STATED GOAL
Return each line of the listing that contains the string "React".

DATA SECTION
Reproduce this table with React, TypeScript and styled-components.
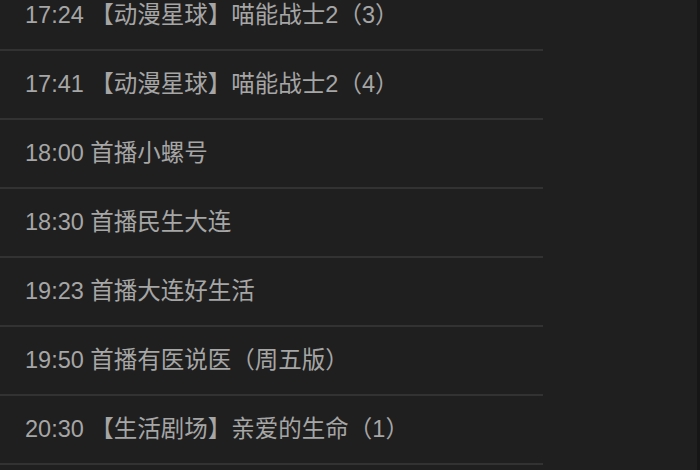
import React from "react";
import styled, { createGlobalStyle } from "styled-components";

const GlobalStyle = createGlobalStyle`
  html, body {
    margin: 0;
    padding: 0;
    background: #1f1f1f;
    overflow: hidden;
  }
`;

const Page = styled.div`
  width: 700px;
  height: 470px;
  box-sizing: border-box;
  background: #1f1f1f;
  border-right: 3px solid #161616;
  overflow: hidden;
`;

const List = styled.ul`
  list-style: none;
  margin: -18px 0 0 0;
  padding: 0;
  width: 543px;
`;

const Row = styled.li`
  height: 69px;
  box-sizing: border-box;
  display: flex;
  align-items: center;
  padding: 0 0 5px 25px;
  border-bottom: 2px solid #323232;
  font-family: "Liberation Sans", "Noto Sans CJK SC", sans-serif;
  font-size: 23.5px;
  color: #a6a6a6;
  white-space: nowrap;
`;

const items = [
  "17:24 【动漫星球】喵能战士2（3）",
  "17:41 【动漫星球】喵能战士2（4）",
  "18:00 首播小螺号",
  "18:30 首播民生大连",
  "19:23 首播大连好生活",
  "19:50 首播有医说医（周五版）",
  "20:30 【生活剧场】亲爱的生命（1）",
];

export default function App() {
  return (
    <Page>
      <GlobalStyle />
      <List>
        {items.map((t) => (
          <Row key={t}>{t}</Row>
        ))}
      </List>
    </Page>
  );
}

REPLY
Reproduce this table with React, TypeScript and styled-components.
import React from "react";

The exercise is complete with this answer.